The baseline remained dominant at short horizons. Residual forecasting produced marginal improvements at longer horizons.

Multi-Horizon Volume MAE (vehicles per 15 min):

H=1: NAIVE 16.750 | MODEL 16.789
H=2: NAIVE 20.370 | MODEL 20.340
H=3: NAIVE 22.405 | MODEL 22.259
H=4: NAIVE 23.969 | MODEL 23.622

Rush-Hour Only:

H=1: NAIVE 21.655 | MODEL 21.686
H=2: NAIVE 26.434 | MODEL 26.409
H=3: NAIVE 29.236 | MODEL 29.073
H=4: NAIVE 31.323 | MODEL 30.963

Interpretation: small gains at 45-60 minutes, slightly larger in rush hour, essentially a tie at 15 minutes.

If this reads like a non-result, it is. The baseline is the closest thing traffic has to a philosophy.

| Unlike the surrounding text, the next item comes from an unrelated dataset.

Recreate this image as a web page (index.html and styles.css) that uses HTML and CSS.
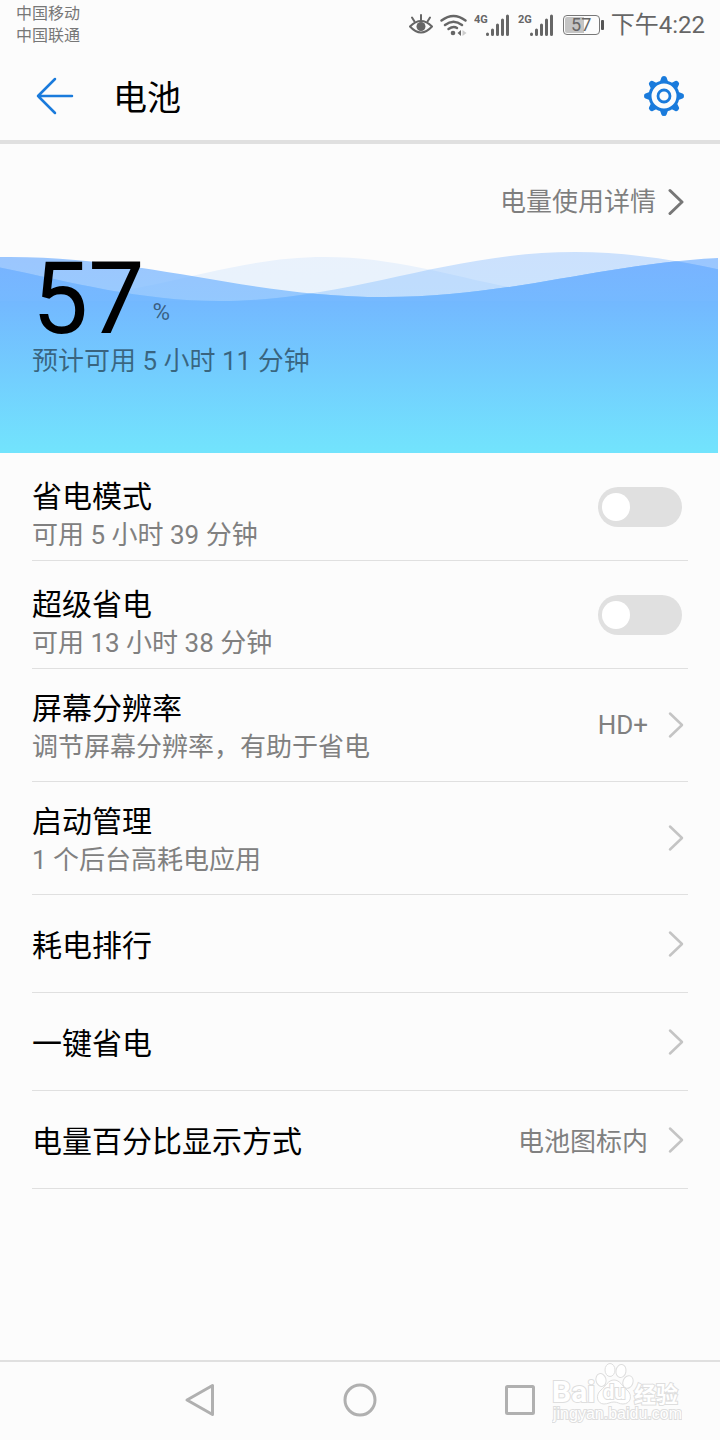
FILE: index.html
```html
<!DOCTYPE html>
<html lang="zh-CN">
<head>
    <meta charset="UTF-8">
    <meta name="viewport" content="width=device-width, initial-scale=1.0">
    <title>电池</title>
    <link rel="stylesheet" href="styles.css">
</head>
<body>
    <div class="status-bar">
        <div class="carriers">
            <div>中国移动</div>
            <div>中国联通</div>
        </div>
        <div class="status-icons">
            <svg width="24" height="22" viewBox="0 0 24 22" fill="none" stroke="#666" stroke-width="2" stroke-linecap="round">
                <path d="M1 12.500Q12 1.500 23 12.500Q12 24.500 1 12.500Z" stroke-linejoin="round"/>
                <circle cx="12" cy="12.500" r="4.500" fill="#666" stroke="none"/>
                <path d="M12 1V6M3 3.500L5.500 7.500M21 3.500L18.500 7.500"/>
            </svg>
            <svg width="27" height="22" viewBox="0 0 27 22" fill="none" stroke="#666" stroke-width="2.400" stroke-linecap="round">
                <path d="M1.500 6.500Q13.500 -2.500 25.500 6.500M5 11Q13.500 4.500 22 11M8.500 15Q13.500 11.500 17 14"/>
                <circle cx="13" cy="19" r="2.300" fill="#666" stroke="none"/>
                <path d="M21 16V22L17.500 19Z" fill="#666" stroke="none"/>
                <path d="M22.500 16V22L26.500 19Z" fill="#ccc" stroke="none"/>
            </svg>
            <svg class="signal" width="37" height="24" viewBox="0 0 37 24">
                <text x="0" y="10">4G</text>
                <path d="M13.500 21V21.500M18.500 17V21.500M23.500 12V21.500M28.500 7V21.500M33.500 3V21.500"/>
            </svg>
            <svg class="signal" width="37" height="24" viewBox="0 0 37 24">
                <text x="0" y="10">2G</text>
                <path d="M13.500 21V21.500M18.500 17V21.500M23.500 12V21.500M28.500 7V21.500M33.500 3V21.500"/>
            </svg>
            <div class="battery"><span>57</span></div>
            <div class="clock">下午4:22</div>
        </div>
    </div>

    <header class="header">
        <button class="icon-button" aria-label="返回">
            <svg width="40" height="40" viewBox="0 0 40 40" fill="none" stroke="#1a7bdc" stroke-width="2.500" stroke-linecap="round" stroke-linejoin="round">
                <path d="M37 20H3M20 3L3 20L20 37"/>
            </svg>
        </button>
        <h1>电池</h1>
        <button class="icon-button" aria-label="设置">
            <svg width="40" height="40" viewBox="-20 -20 40 40" fill="none" stroke="#1a7bdc">
                <circle r="14" stroke-width="3"/>
                <circle r="6" stroke-width="2.800"/>
                <g fill="#1a7bdc" stroke="none">
                    <path id="tooth" d="M-4 -14.500L-2.600 -18.500Q-2.300 -20 0 -20Q2.300 -20 2.600 -18.500L4 -14.500Z"/>
                    <use href="#tooth" transform="rotate(45)"/>
                    <use href="#tooth" transform="rotate(90)"/>
                    <use href="#tooth" transform="rotate(135)"/>
                    <use href="#tooth" transform="rotate(180)"/>
                    <use href="#tooth" transform="rotate(225)"/>
                    <use href="#tooth" transform="rotate(270)"/>
                    <use href="#tooth" transform="rotate(315)"/>
                </g>
            </svg>
        </button>
    </header>

    <main>
        <section class="level">
            <svg class="waves" viewBox="0 0 718 203" preserveAspectRatio="none">
                <defs>
                    <linearGradient id="water" gradientUnits="userSpaceOnUse" x1="0" y1="0" x2="0" y2="203">
                        <stop offset="0" stop-color="#76b0ff"/>
                        <stop offset="0.250" stop-color="#73b8ff"/>
                        <stop offset="1" stop-color="#72e4fd"/>
                    </linearGradient>
                    <path id="wave-front" d="M10 7C147 7 248 47 385 47S618 7 755 7V203H-5V7Z"/>
                    <path id="wave-middle" d="M-135 2C-6 2 91 51 220 51S446 2 575 2S801 51 930 51V203H-135Z"/>
                    <path id="wave-back" d="M-60 47H50C150 47 225 7 325 7S500 47 600 47S775 7 875 7V203H-60Z"/>
                    <clipPath id="front-clip"><use href="#wave-front"/></clipPath>
                </defs>
                <g fill="url(#water)">
                    <use href="#wave-back" opacity="0.140"/>
                    <use href="#wave-middle" opacity="0.360"/>
                    <use href="#wave-front" opacity="0.720"/>
                    <g clip-path="url(#front-clip)"><use href="#wave-middle" opacity="0.900"/></g>
                    <rect y="51" width="718" height="152"/>
                </g>
            </svg>
            <a href="#" class="detail-link">
                电量使用详情
                <svg class="chevron" viewBox="0 0 16 28"><path d="M2 2.500L14 14L2 25.500"/></svg>
            </a>
            <div class="percent">
                <span class="percent-number">57</span>
                <span class="percent-sign">%</span>
            </div>
            <div class="remaining">预计可用 5 小时 11 分钟</div>
        </section>

        <div class="list">
            <label class="row">
                <span class="row-text switch-text">
                    <span class="row-title">省电模式</span>
                    <span class="row-desc">可用 5 小时 39 分钟</span>
                </span>
                <input type="checkbox" class="switch">
            </label>
            <label class="row">
                <span class="row-text switch-text">
                    <span class="row-title">超级省电</span>
                    <span class="row-desc">可用 13 小时 38 分钟</span>
                </span>
                <input type="checkbox" class="switch">
            </label>
            <a href="#" class="row">
                <span class="row-text">
                    <span class="row-title">屏幕分辨率</span>
                    <span class="row-desc">调节屏幕分辨率，有助于省电</span>
                </span>
                <span class="row-value">HD+</span>
                <svg class="chevron" viewBox="0 0 16 28"><path d="M2 2.500L14 14L2 25.500"/></svg>
            </a>
            <a href="#" class="row">
                <span class="row-text">
                    <span class="row-title">启动管理</span>
                    <span class="row-desc">1 个后台高耗电应用</span>
                </span>
                <svg class="chevron" viewBox="0 0 16 28"><path d="M2 2.500L14 14L2 25.500"/></svg>
            </a>
            <a href="#" class="row single">
                <span class="row-title">耗电排行</span>
                <svg class="chevron" viewBox="0 0 16 28"><path d="M2 2.500L14 14L2 25.500"/></svg>
            </a>
            <a href="#" class="row single">
                <span class="row-title">一键省电</span>
                <svg class="chevron" viewBox="0 0 16 28"><path d="M2 2.500L14 14L2 25.500"/></svg>
            </a>
            <a href="#" class="row single">
                <span class="row-title">电量百分比显示方式</span>
                <span class="row-value">电池图标内</span>
                <svg class="chevron" viewBox="0 0 16 28"><path d="M2 2.500L14 14L2 25.500"/></svg>
            </a>
        </div>
    </main>

    <nav class="nav-bar">
        <button aria-label="返回">
            <svg width="36" height="36" viewBox="0 0 36 36"><path d="M30.500 3.500V32.500L5 18Z"/></svg>
        </button>
        <button aria-label="主页">
            <svg width="36" height="36" viewBox="0 0 36 36"><circle cx="18" cy="18" r="15"/></svg>
        </button>
        <button aria-label="最近任务">
            <svg width="36" height="36" viewBox="0 0 36 36"><rect x="4.500" y="4.500" width="27" height="27" rx="1"/></svg>
        </button>
        <svg class="watermark" width="130" height="62" viewBox="0 0 130 62">
            <ellipse cx="49" cy="18" rx="5" ry="6.500" transform="rotate(-15 49 18)"/>
            <ellipse cx="58" cy="8" rx="5" ry="6.500"/>
            <ellipse cx="69" cy="9" rx="5" ry="6.500" transform="rotate(10 69 9)"/>
            <ellipse cx="76" cy="20" rx="5" ry="6.500" transform="rotate(20 76 20)"/>
            <path d="M62 18C68 18 70 24 75 28C81 33 79 42 71 42C67 42 66 40 62 40C58 40 56 42 52 42C45 42 43 33 49 28C54 24 56 18 62 18Z"/>
            <text class="mark-big" x="0" y="40">Bai</text>
            <text class="mark-du" x="51" y="37">du</text>
            <text class="mark-cjk" x="82" y="40">经验</text>
            <text class="mark-url" x="1" y="57">jingyan.baidu.com</text>
        </svg>
    </nav>
</body>
</html>
```
FILE: styles.css
```css
* {
    box-sizing: border-box;
}
body {
    margin: 0;
    min-height: 100vh;
    display: flex;
    flex-direction: column;
    background-color: #fcfcfc;
    color: #000;
    font-family: Roboto, "Noto Sans CJK SC", sans-serif;
}
a {
    color: inherit;
    text-decoration: none;
}
button {
    border: 0;
    padding: 0;
    background: none;
    display: flex;
    align-items: center;
    justify-content: center;
}

/* status bar */
.status-bar {
    display: flex;
    justify-content: space-between;
    padding: 3px 15px 3px 16px;
    color: #666;
}
.carriers {
    font-size: 16px;
    line-height: 22px;
    color: #777;
}
.status-icons {
    display: flex;
    align-items: center;
    gap: 7px;
}
.signal text {
    font-size: 11px;
    font-weight: bold;
    fill: #666;
}
.signal path {
    stroke: #666;
    stroke-width: 3;
    stroke-linecap: round;
}
.battery {
    position: relative;
    width: 37px;
    height: 20px;
    margin: 0 4px 0 1px;
    border: 1px solid #777;
    border-radius: 4px;
    padding: 1px;
    background: linear-gradient(90deg, #c4c4c4 57%, transparent 57%) content-box;
    font-size: 18px;
    line-height: 16px;
    text-align: center;
}
.battery::after {
    content: "";
    position: absolute;
    right: -5px;
    top: 4px;
    width: 3px;
    height: 10px;
    border-radius: 1px;
    background-color: #555;
}
.clock {
    font-size: 24px;
    line-height: 32px;
}

/* title bar */
.header {
    display: flex;
    align-items: center;
    height: 94px;
    padding: 2px 36px 0 35px;
    border-bottom: 4px solid #e0e0e0;
}
.header h1 {
    flex: 1;
    margin: 0 0 0 38px;
    padding-top: 4px;
    font-size: 34px;
    font-weight: normal;
    line-height: 48px;
}
.icon-button {
    width: 40px;
    height: 40px;
}

/* battery level */
.level {
    position: relative;
    padding: 39px 32px 73px;
    color: rgba(0, 0, 0, 0.5);
    font-size: 26px;
    line-height: 38px;
}
.waves {
    position: absolute;
    left: 0;
    bottom: 0;
    z-index: -1;
    width: calc(100% - 2px);
    height: 203px;
}
.detail-link {
    display: flex;
    align-items: center;
    justify-content: flex-end;
    gap: 12px;
    padding-right: 4px;
}
.percent {
    display: flex;
    align-items: flex-end;
    gap: 8px;
    margin-top: 35px;
}
.percent-number {
    font-size: 100px;
    line-height: 86px;
    color: #000;
}
.percent-sign {
    font-size: 24px;
    line-height: 24px;
    padding-bottom: 18px;
}
.chevron {
    flex: none;
    width: 16px;
    height: 28px;
    fill: none;
    stroke: #c4c4c4;
    stroke-width: 2.5;
    stroke-linecap: round;
    stroke-linejoin: round;
}
.detail-link .chevron {
    stroke: #777;
    stroke-width: 3;
}

/* settings list */
.list {
    padding: 0 32px;
}
.row {
    display: flex;
    align-items: center;
    gap: 20px;
    padding-right: 4px;
    border-bottom: 1px solid #e0e0e0;
    line-height: 38px;
}
.row-text {
    flex: 1;
    display: flex;
    flex-direction: column;
    padding: 21px 0 15px;
}
.switch-text {
    padding: 25px 0 6px;
}
.row-title {
    font-size: 30px;
}
.row-desc,
.row-value {
    font-size: 26px;
    color: #808080;
}
.single {
    min-height: 98px;
}
.single .row-title {
    flex: 1;
}
.single .row-title,
.single .row-value {
    padding-top: 4px;
}
.switch {
    appearance: none;
    display: flex;
    align-items: center;
    width: 84px;
    height: 40px;
    margin: 0 2px 0 0;
    padding: 0 4px;
    border-radius: 20px;
    background-color: #e0e0e0;
}
.switch::before {
    content: "";
    width: 28px;
    height: 28px;
    border-radius: 50%;
    background-color: #fff;
}
.switch:checked {
    justify-content: flex-end;
    background-color: #1a7bdc;
}

/* system navigation */
.nav-bar {
    position: relative;
    display: flex;
    justify-content: center;
    height: 80px;
    margin-top: auto;
    padding-bottom: 2px;
    border-top: 2px solid #e0e0e0;
}
.nav-bar button {
    width: 160px;
}
.nav-bar button svg {
    fill: none;
    stroke: #b0b0b0;
    stroke-width: 3;
    stroke-linejoin: round;
}
.watermark {
    position: absolute;
    right: 38px;
    top: 0;
    fill: #fff;
    stroke: #dedede;
    stroke-width: 1;
}
.watermark text {
    stroke-width: 2;
    paint-order: stroke;
}
.mark-big {
    font-size: 30px;
    font-weight: bold;
}
.mark-du {
    font-size: 20px;
    font-weight: bold;
}
.mark-cjk {
    font-size: 22px;
    font-weight: bold;
}
.mark-url {
    font-family: "Liberation Sans", sans-serif;
    font-size: 16px;
}
```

Figure 4 - MAE vs. Horizon (Lower Is Better) [Schematic]

MAP + RANKING

Once the model produced per-site forecasts, I generated outputs for visualization:

Pick an As-Of time
Take the last L history steps
Generate a +60 minute forecast per node
Write:
all_site_forecasts.csv
site_forecasts.geojson
ranked tables for top predicted volume and top residual delta

The map displays sensor sites as dots, where color/size encode predicted value (or delta). Hover reveals site metadata and forecast values.

This was the only part that felt like an application: not because it was accurate, but because it existed.

Figure 5 - 'Live-ish' Forecast Map (Conceptual View)

LIMITATIONS

Baseline dominance: short-horizon traffic is largely persistence
Data window: one month captures periodicity but not rare events
Graph approximation: geographic kNN is not road topology
Feature limitation: limited exogenous variables (incidents, weather, events)
Evaluation scope: MAE over a short window can hide failure modes

CONCLUSION

This project did not produce a useful traffic oracle. It produced a pipeline that runs, forecasts that plot, and a quantitative reminder that many real systems are mostly inertia with brief exceptions.

Two years ago, GNNs were just words. Now they are a word attached to specific bugs, specific baselines, and a specific kind of disappointment.

Traffic is relational. But so is failure: it propagates, it persists, and it looks almost identical to yesterday unless something forces it to change.